Everything in the data should be repeated exactly, save for the images.

** start **

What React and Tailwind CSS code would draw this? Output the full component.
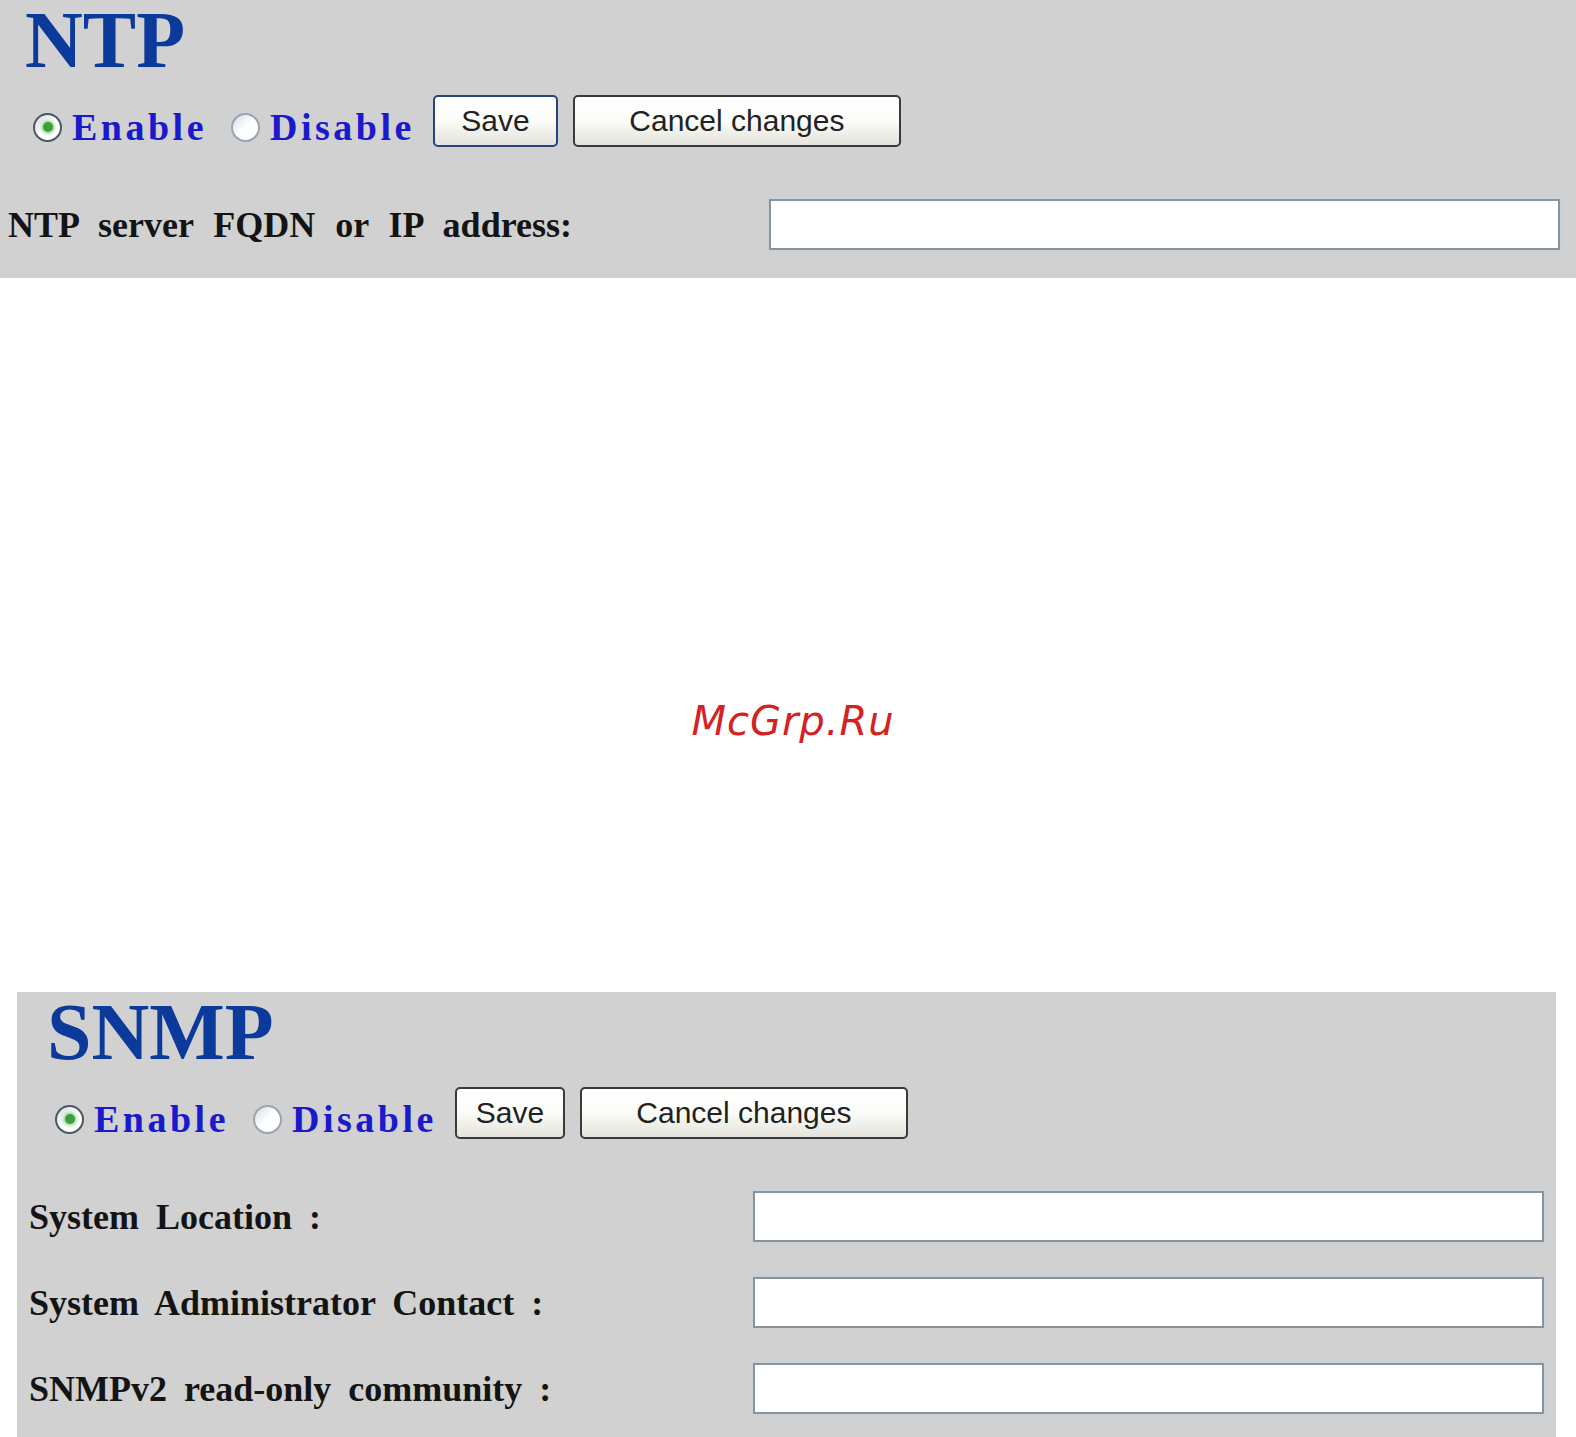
import React, { useState } from "react";

const serif = { fontFamily: '"Liberation Serif", "Times New Roman", serif' };
const sans = { fontFamily: '"Liberation Sans", Arial, sans-serif' };

function Radio({ checked, label, onClick }) {
  return (
    <label onClick={onClick} className="flex items-center cursor-pointer">
      <span
        className={`flex items-center justify-center w-[29px] h-[29px] rounded-full border-2 bg-gradient-to-br from-[#d6dbe0] via-white to-white ${
          checked ? "border-[#4a5866]" : "border-[#98a4b0]"
        }`}
      >
        {checked && (
          <span className="w-[10px] h-[10px] rounded-full bg-[#3c9e3c] shadow-[0_0_3px_2px_#a6dca0]" />
        )}
      </span>
      <span
        style={serif}
        className="ml-[10px] text-[38px] leading-none font-bold tracking-[3.5px] text-[#1a1acc]"
      >
        {label}
      </span>
    </label>
  );
}

function Button({ children, width, primary }) {
  return (
    <button
      style={sans}
      className={`h-[52px] ${width} rounded-[5px] border-2 bg-gradient-to-b from-white via-[#fbfbf8] to-[#e4e4dc] text-[30px] leading-none text-[#222] ${
        primary ? "border-[#23457c]" : "border-[#3a3a3a]"
      }`}
    >
      {children}
    </button>
  );
}

function Field({ label, labelWidth, spacing }) {
  return (
    <div className="flex items-center h-[51px]">
      <div
        style={{ ...serif, wordSpacing: spacing }}
        className={`${labelWidth} shrink-0 text-[36px] leading-none font-bold text-[#141414]`}
      >
        {label}
      </div>
      <input
        type="text"
        className="w-[791px] h-[51px] bg-white border-2 border-[#8a929b] shadow-[0_0_0_2px_#c8d0d8] outline-none px-2"
      />
    </div>
  );
}

function Panel({ title, save, fields, labelWidth, titleLeft, rowLeft, labelLeft, spacing }) {
  const [on, setOn] = useState(true);
  return (
    <div className="bg-[#d1d1d1] pb-[28px]">
      <h1
        style={serif}
        className={`${titleLeft} text-[80px] leading-none font-bold text-[#0b3a9b]`}
      >
        {title}
      </h1>
      <div className={`flex items-end mt-[15px] ${rowLeft}`}>
        <div className="flex items-center gap-[24px] mb-px">
          <Radio checked={on} label="Enable" onClick={() => setOn(true)} />
          <Radio checked={!on} label="Disable" onClick={() => setOn(false)} />
        </div>
        <div className="flex gap-[15px] ml-[18px]">
          <Button width={save.width} primary={save.primary}>
            Save
          </Button>
          <Button width="w-[328px]">Cancel changes</Button>
        </div>
      </div>
      <div className={`flex flex-col gap-[35px] mt-[52px] ${labelLeft}`}>
        {fields.map((f) => (
          <Field key={f} label={f} labelWidth={labelWidth} spacing={spacing} />
        ))}
      </div>
    </div>
  );
}

export default function App() {
  return (
    <div className="w-[1576px] h-[1437px] bg-white overflow-hidden">
      <Panel
        title="NTP"
        save={{ width: "w-[125px]", primary: true }}
        fields={["NTP server FQDN or IP address:"]}
        labelWidth="w-[761px]"
        titleLeft="pl-[25px]"
        rowLeft="pl-[33px]"
        labelLeft="pl-[8px]"
        spacing="11px"
      />
      <div className="h-[714px] pt-[423px] pl-[10px] text-center">
        <span
          style={{ fontFamily: '"DejaVu Sans", sans-serif' }}
          className="text-[40px] leading-none italic text-[#d42222] tracking-[1px]"
        >
          McGrp.Ru
        </span>
      </div>
      <div className="ml-[17px] w-[1539px]">
        <Panel
          title="SNMP"
          save={{ width: "w-[110px]", primary: false }}
          fields={[
            "System Location :",
            "System Administrator Contact :",
            "SNMPv2 read-only community :",
          ]}
          labelWidth="w-[724px]"
          titleLeft="pl-[30px]"
          rowLeft="pl-[38px]"
          labelLeft="pl-[12px]"
          spacing="8px"
        />
      </div>
    </div>
  );
}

** end **

Exercise answer =
What React and Tailwind CSS code would draw this? Output the full component.
import React, { useState } from "react";

const serif = { fontFamily: '"Liberation Serif", "Times New Roman", serif' };
const sans = { fontFamily: '"Liberation Sans", Arial, sans-serif' };

function Radio({ checked, label, onClick }) {
  return (
    <label onClick={onClick} className="flex items-center cursor-pointer">
      <span
        className={`flex items-center justify-center w-[29px] h-[29px] rounded-full border-2 bg-gradient-to-br from-[#d6dbe0] via-white to-white ${
          checked ? "border-[#4a5866]" : "border-[#98a4b0]"
        }`}
      >
        {checked && (
          <span className="w-[10px] h-[10px] rounded-full bg-[#3c9e3c] shadow-[0_0_3px_2px_#a6dca0]" />
        )}
      </span>
      <span
        style={serif}
        className="ml-[10px] text-[38px] leading-none font-bold tracking-[3.5px] text-[#1a1acc]"
      >
        {label}
      </span>
    </label>
  );
}

function Button({ children, width, primary }) {
  return (
    <button
      style={sans}
      className={`h-[52px] ${width} rounded-[5px] border-2 bg-gradient-to-b from-white via-[#fbfbf8] to-[#e4e4dc] text-[30px] leading-none text-[#222] ${
        primary ? "border-[#23457c]" : "border-[#3a3a3a]"
      }`}
    >
      {children}
    </button>
  );
}

function Field({ label, labelWidth, spacing }) {
  return (
    <div className="flex items-center h-[51px]">
      <div
        style={{ ...serif, wordSpacing: spacing }}
        className={`${labelWidth} shrink-0 text-[36px] leading-none font-bold text-[#141414]`}
      >
        {label}
      </div>
      <input
        type="text"
        className="w-[791px] h-[51px] bg-white border-2 border-[#8a929b] shadow-[0_0_0_2px_#c8d0d8] outline-none px-2"
      />
    </div>
  );
}

function Panel({ title, save, fields, labelWidth, titleLeft, rowLeft, labelLeft, spacing }) {
  const [on, setOn] = useState(true);
  return (
    <div className="bg-[#d1d1d1] pb-[28px]">
      <h1
        style={serif}
        className={`${titleLeft} text-[80px] leading-none font-bold text-[#0b3a9b]`}
      >
        {title}
      </h1>
      <div className={`flex items-end mt-[15px] ${rowLeft}`}>
        <div className="flex items-center gap-[24px] mb-px">
          <Radio checked={on} label="Enable" onClick={() => setOn(true)} />
          <Radio checked={!on} label="Disable" onClick={() => setOn(false)} />
        </div>
        <div className="flex gap-[15px] ml-[18px]">
          <Button width={save.width} primary={save.primary}>
            Save
          </Button>
          <Button width="w-[328px]">Cancel changes</Button>
        </div>
      </div>
      <div className={`flex flex-col gap-[35px] mt-[52px] ${labelLeft}`}>
        {fields.map((f) => (
          <Field key={f} label={f} labelWidth={labelWidth} spacing={spacing} />
        ))}
      </div>
    </div>
  );
}

export default function App() {
  return (
    <div className="w-[1576px] h-[1437px] bg-white overflow-hidden">
      <Panel
        title="NTP"
        save={{ width: "w-[125px]", primary: true }}
        fields={["NTP server FQDN or IP address:"]}
        labelWidth="w-[761px]"
        titleLeft="pl-[25px]"
        rowLeft="pl-[33px]"
        labelLeft="pl-[8px]"
        spacing="11px"
      />
      <div className="h-[714px] pt-[423px] pl-[10px] text-center">
        <span
          style={{ fontFamily: '"DejaVu Sans", sans-serif' }}
          className="text-[40px] leading-none italic text-[#d42222] tracking-[1px]"
        >
          McGrp.Ru
        </span>
      </div>
      <div className="ml-[17px] w-[1539px]">
        <Panel
          title="SNMP"
          save={{ width: "w-[110px]", primary: false }}
          fields={[
            "System Location :",
            "System Administrator Contact :",
            "SNMPv2 read-only community :",
          ]}
          labelWidth="w-[724px]"
          titleLeft="pl-[30px]"
          rowLeft="pl-[38px]"
          labelLeft="pl-[12px]"
          spacing="8px"
        />
      </div>
    </div>
  );
}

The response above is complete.